La competizione tra paesi fa sì che alcuni stati abbiamo tutta la convenienza a creare sistemi fiscali pieni di falle e facili da aggirare, in modo da attrarre le società che hanno la possibilità di fare sistematicamente elusione fiscale: per esempio fatturando la pubblicità venduta in un certo paese in un altro con una tassazione più bassa. Oppure imputandole a una filiale con sede in un paese ad alta tassazione guadagni pari ai costi da versare a un’altra filiale situata in un paese a bassa tassazione, azzerandone così i profitti e quindi le imposte dovute nel paese ad alta tassazione.

Secondo il Financial Times è sorprendente come fino a questo momento gli sforzi di organizzazioni come OCSE e G20 per semplificare il sistema di tassazione internazionale abbiano ottenuto scarsi risultati nel limitare questo fenomeno.

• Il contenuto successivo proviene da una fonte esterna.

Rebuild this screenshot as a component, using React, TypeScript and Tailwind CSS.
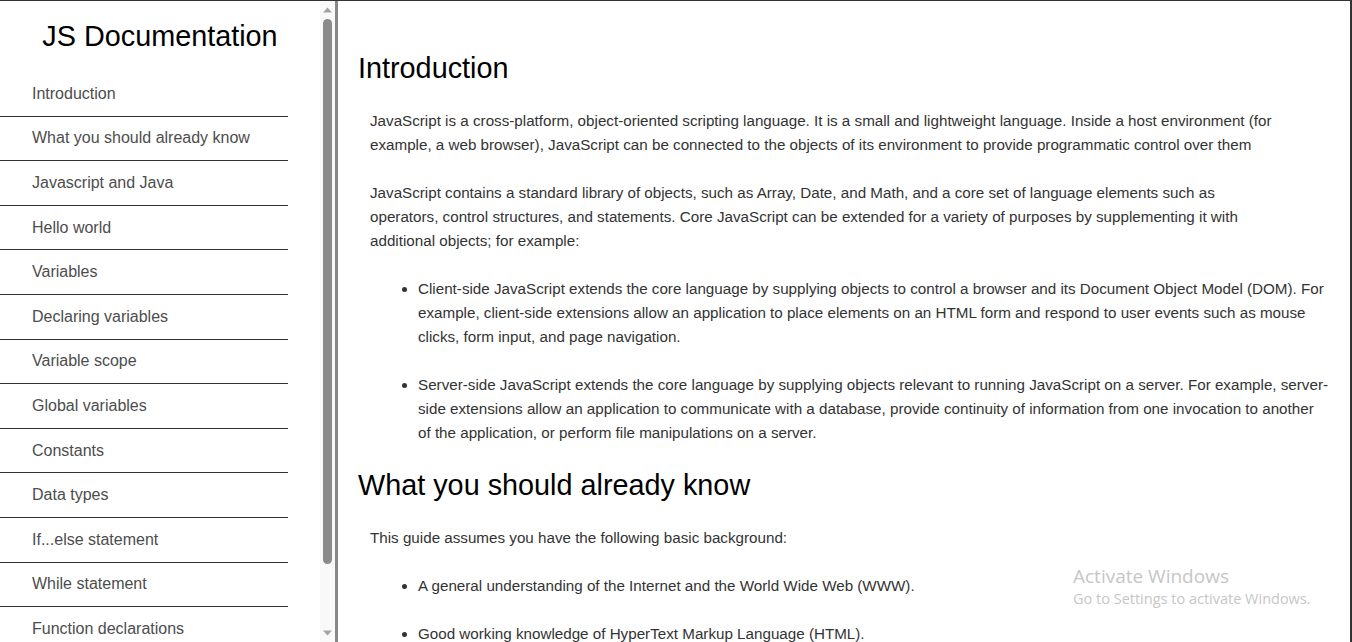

È un problema che riguarda in particolare le grandi società di Internet e di cui in Italia si è spesso parlato in relazione alla “web tax”, un tentativo di risolvere nel nostro paese un problema che molti pensano si possa affrontare solo a livello internazionale. Soltanto ora i vari paesi membri stanno adottando i 15 punti consigliati dall’OCSEcinque anni fa per evitare l’elusione fiscale, ma con grande lentezza.

Un’altra anomalia riscontrata dal Financial Times nella sua ricerca è la discrepanza tra la quantità di imposte che le grandi società denunciano di dover pagare nei loro stessi documenti e la quantità, spesso inferiore, di denaro che effettivamente arriva nelle casse dei governi. Questa differenza, secondo il Financial Times, è dovuta ad altre scappatoie nei sistemi fiscali, in particolare di quello degli Stati Uniti, che rendono conveniente “parcheggiare” gran parte dei propri profitti nei paradisi fiscali. Secondo il centro di ricerca Institute for Taxation and Economic Policy, le società americane al momento hanno 2.600 miliardi di euro di depositi nei conti dei paradisi fiscali.

Con la sua ultima riforma fiscale, il presidente statunitense Donald Trump ha introdotto una specie di scudo fiscale, che permette di riportare gran parte di questi capitali nel paese pagando un’imposta forfettaria del 15,5 per cento. Il governo dovrebbe riuscire a raccogliere circa 400 miliardi di dollari da questa manovra, mentre le grandi società del web ne risparmieranno fino a 500 rispetto alle imposte previste nei paesi dove hanno generato quei profitti.

E per l'Italia sul fronte Iva dal prossimo 1° gennaio 2019 bisognerà fare i conti con l’aumento sia dell’aliquota ordinaria che di quella agevolata, destinate ad arrivare tra il 2020 e il 2021 la prima al 25% e la seconda al 13%.

 Paradossalmente la tendenza all'aumento delle tasse sui consumatori e sui lavoratori si è amplificata dopo la crisi finanziaria.

 L'Italia resta uno dei Paesi in cui il reddito dei cittadini è tartassato di più, ci ha sempre spiegato l'Ocse un anno fa, perché occupiamo il 5° posto in Europa nella classifica del cuneo fiscale (la differenza tra il costo del lavoro e lo stipendio netto pagato al dipendente) con il 47,8% che è ben al di sopra della media europea ancorata al 36%.